Submitted by: M. Grün
Switzerland is a small country with an amazing landscape that might look adventurous on postcards, but in reality is not as wild as one might think. There is no wilderness in Switzerland.
I live in Visp, which lies in one of the most remote areas in Switzerland. In the 1970’s some of the valleys and villages had still not been connected with modern infrastructure networks such as streets, railways or airports. People were not able to leave the valley except on narrow streets through the mountains. They lived in natural rhythms, laboured their grounds and had few contacts with the outside world. This lifestyle seems to go on today in the eyes of the masses of tourist who come to our area. Even today, there are wild wolves living close to villages.
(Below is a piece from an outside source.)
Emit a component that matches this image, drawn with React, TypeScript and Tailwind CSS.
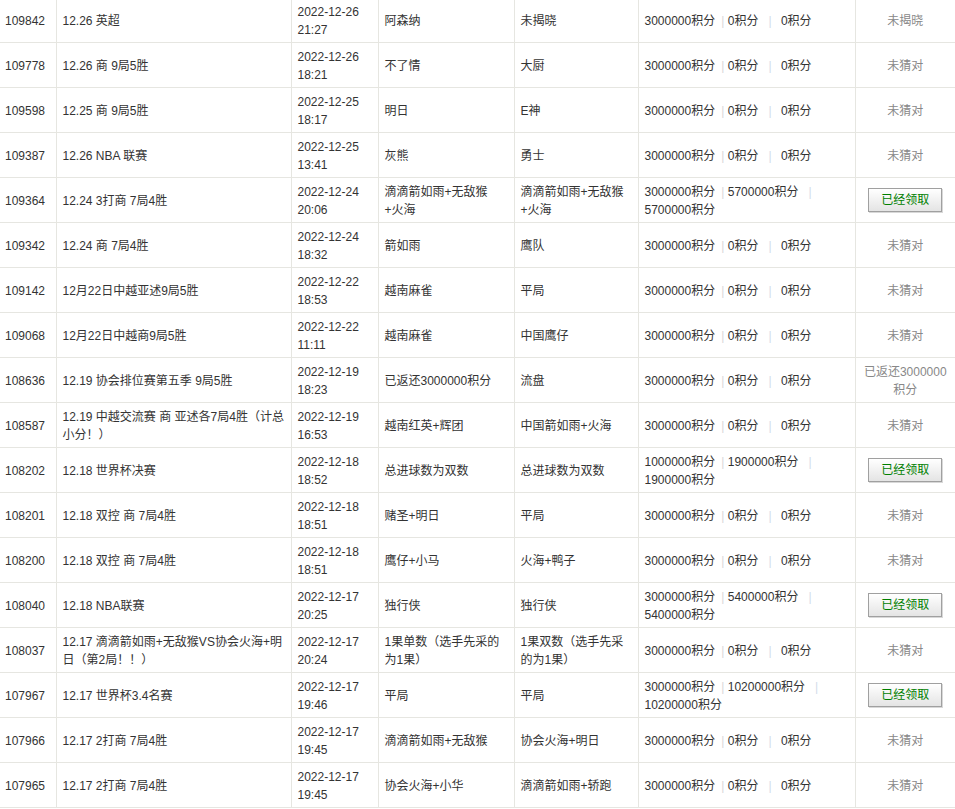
import React from 'react'

type Row = {
    id: string
    title: string
    date: string
    time: string
    a: string
    b: string
    pts: [string, string, string]
    status: 'btn' | string
}

const rows: Row[] = [
    { id: '109842', title: '12.26 英超', date: '2022-12-26', time: '21:27', a: '阿森纳', b: '未揭晓', pts: ['3000000', '0', '0'], status: '未揭晓' },
    { id: '109778', title: '12.26 商 9局5胜', date: '2022-12-26', time: '18:21', a: '不了情', b: '大厨', pts: ['3000000', '0', '0'], status: '未猜对' },
    { id: '109598', title: '12.25 商 9局5胜', date: '2022-12-25', time: '18:17', a: '明日', b: 'E神', pts: ['3000000', '0', '0'], status: '未猜对' },
    { id: '109387', title: '12.26 NBA 联赛', date: '2022-12-25', time: '13:41', a: '灰熊', b: '勇士', pts: ['3000000', '0', '0'], status: '未猜对' },
    { id: '109364', title: '12.24 3打商 7局4胜', date: '2022-12-24', time: '20:06', a: '滴滴箭如雨+无敌猴+火海', b: '滴滴箭如雨+无敌猴+火海', pts: ['3000000', '5700000', '5700000'], status: 'btn' },
    { id: '109342', title: '12.24 商 7局4胜', date: '2022-12-24', time: '18:32', a: '箭如雨', b: '鹰队', pts: ['3000000', '0', '0'], status: '未猜对' },
    { id: '109142', title: '12月22日中越亚述9局5胜', date: '2022-12-22', time: '18:53', a: '越南麻雀', b: '平局', pts: ['3000000', '0', '0'], status: '未猜对' },
    { id: '109068', title: '12月22日中越商9局5胜', date: '2022-12-22', time: '11:11', a: '越南麻雀', b: '中国鹰仔', pts: ['3000000', '0', '0'], status: '未猜对' },
    { id: '108636', title: '12.19 协会排位赛第五季 9局5胜', date: '2022-12-19', time: '18:23', a: '已返还3000000积分', b: '流盘', pts: ['3000000', '0', '0'], status: '已返还3000000积分' },
    { id: '108587', title: '12.19 中越交流赛 商 亚述各7局4胜（计总小分！）', date: '2022-12-19', time: '16:53', a: '越南红英+辉团', b: '中国箭如雨+火海', pts: ['3000000', '0', '0'], status: '未猜对' },
    { id: '108202', title: '12.18 世界杯决赛', date: '2022-12-18', time: '18:52', a: '总进球数为双数', b: '总进球数为双数', pts: ['1000000', '1900000', '1900000'], status: 'btn' },
    { id: '108201', title: '12.18 双控 商 7局4胜', date: '2022-12-18', time: '18:51', a: '赌圣+明日', b: '平局', pts: ['3000000', '0', '0'], status: '未猜对' },
    { id: '108200', title: '12.18 双控 商 7局4胜', date: '2022-12-18', time: '18:51', a: '鹰仔+小马', b: '火海+鸭子', pts: ['3000000', '0', '0'], status: '未猜对' },
    { id: '108040', title: '12.18 NBA联赛', date: '2022-12-17', time: '20:25', a: '独行侠', b: '独行侠', pts: ['3000000', '5400000', '5400000'], status: 'btn' },
    { id: '108037', title: '12.17 滴滴箭如雨+无敌猴VS协会火海+明日（第2局！！）', date: '2022-12-17', time: '20:24', a: '1果单数（选手先采的为1果）', b: '1果双数（选手先采的为1果）', pts: ['3000000', '0', '0'], status: '未猜对' },
    { id: '107967', title: '12.17 世界杯3.4名赛', date: '2022-12-17', time: '19:46', a: '平局', b: '平局', pts: ['3000000', '10200000', '10200000'], status: 'btn' },
    { id: '107966', title: '12.17 2打商 7局4胜', date: '2022-12-17', time: '19:45', a: '滴滴箭如雨+无敌猴', b: '协会火海+明日', pts: ['3000000', '0', '0'], status: '未猜对' },
    { id: '107965', title: '12.17 2打商 7局4胜', date: '2022-12-17', time: '19:45', a: '协会火海+小华', b: '滴滴箭如雨+轿跑', pts: ['3000000', '0', '0'], status: '未猜对' },
]

const cell = 'border border-[#e6e6e1] pl-[6px] pr-[6px] pt-[2px] align-middle'

function Points({ pts }: { pts: [string, string, string] }) {
    return (
        <>
            <span className="whitespace-nowrap">{pts[0]}积分<span className="ml-[6px] text-[#d8d8d8]">|</span></span>{' '}
            <span className="whitespace-nowrap">{pts[1]}积分<span className="ml-[10px] mr-[6px] text-[#d2dcea]">|</span></span>{' '}
            <span className="whitespace-nowrap">{pts[2]}积分</span>
        </>
    )
}

export default function App() {
    return (
        <div className="w-[955px] overflow-hidden bg-white text-[12px] leading-[18px] text-[#333]" style={{ fontFamily: '"Liberation Sans", "Noto Sans CJK SC", sans-serif' }}>
            <table className="-mt-[3px] w-[955px] table-fixed border-collapse">
                <colgroup>
                    <col className="w-[56px]" />
                    <col className="w-[235px]" />
                    <col className="w-[87px]" />
                    <col className="w-[136px]" />
                    <col className="w-[124px]" />
                    <col className="w-[217px]" />
                    <col className="w-[100px]" />
                </colgroup>
                <tbody>
                    {rows.map((r) => (
                        <tr key={r.id} className="h-[45px]">
                            <td className={cell + ' border-l-0 text-left'}>
                                <span className="-ml-px">{r.id}</span>
                            </td>
                            <td className={cell + ' text-left'}>{r.title}</td>
                            <td className={cell + ' text-left'}>
                                {r.date}
                                <br />
                                {r.time}
                            </td>
                            <td className={cell + ' pr-[10px] text-left'}>{r.a}</td>
                            <td className={cell + ' pr-[10px] text-left'}>{r.b}</td>
                            <td className={cell + ' text-left'}>
                                <Points pts={r.pts} />
                            </td>
                            <td className={cell + ' border-r-0 text-center text-[#888]'}>
                                {r.status === 'btn' ? (
                                    <button className="-mt-[2px] h-[24px] w-[74px] border border-[#a0a0a0] bg-gradient-to-b from-white to-[#e4e4e4] text-[12px] text-[#008000] shadow-[1px_1px_0_#d8d8d8]">
                                        已经领取
                                    </button>
                                ) : (
                                    r.status
                                )}
                            </td>
                        </tr>
                    ))}
                </tbody>
            </table>
        </div>
    )
}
But the population all over Switzerland is increasing and the density of houses and blocks is rising. The so called “wilderness” I live next to is nothing but a carefully maintained image with the goal to attract visitors and adventurers.
The Alps as a geological and biological sphere have been massively shaped by humans. Thanks to the many farmers who bring their cattle to fields on different mountain levels according to the season, hillsides spare erosion. Their contribution to the biosphere is highly valued and pursued by the Swiss government, who subsidizes this tradition and by this contribution finances a whole sector of local agriculture. this keeps the landscape in a “human” shape. The shape – which consists of cleared meadows, cleared forests, hiking trails and infrastructure in the mountains like streets and trails, is perceived by outsiders as wilderness – simply because they do not see a house anywhere. but it is not. There is rarely a valley that is not inhabited. Huts for alpinists are often as well equipped as hostels or even hotels. The telecommunication system covers every space – you can call somebody abroad from a mountain peak.
Switzerland is a small country compared to Canada – a high percentage of people shares infrastructures and living space. As a consequence, even the wilderness becomes subject to further cultivation and human involvement to a degree that has been increasing in the last decades – mainly for touristic and economic reasons.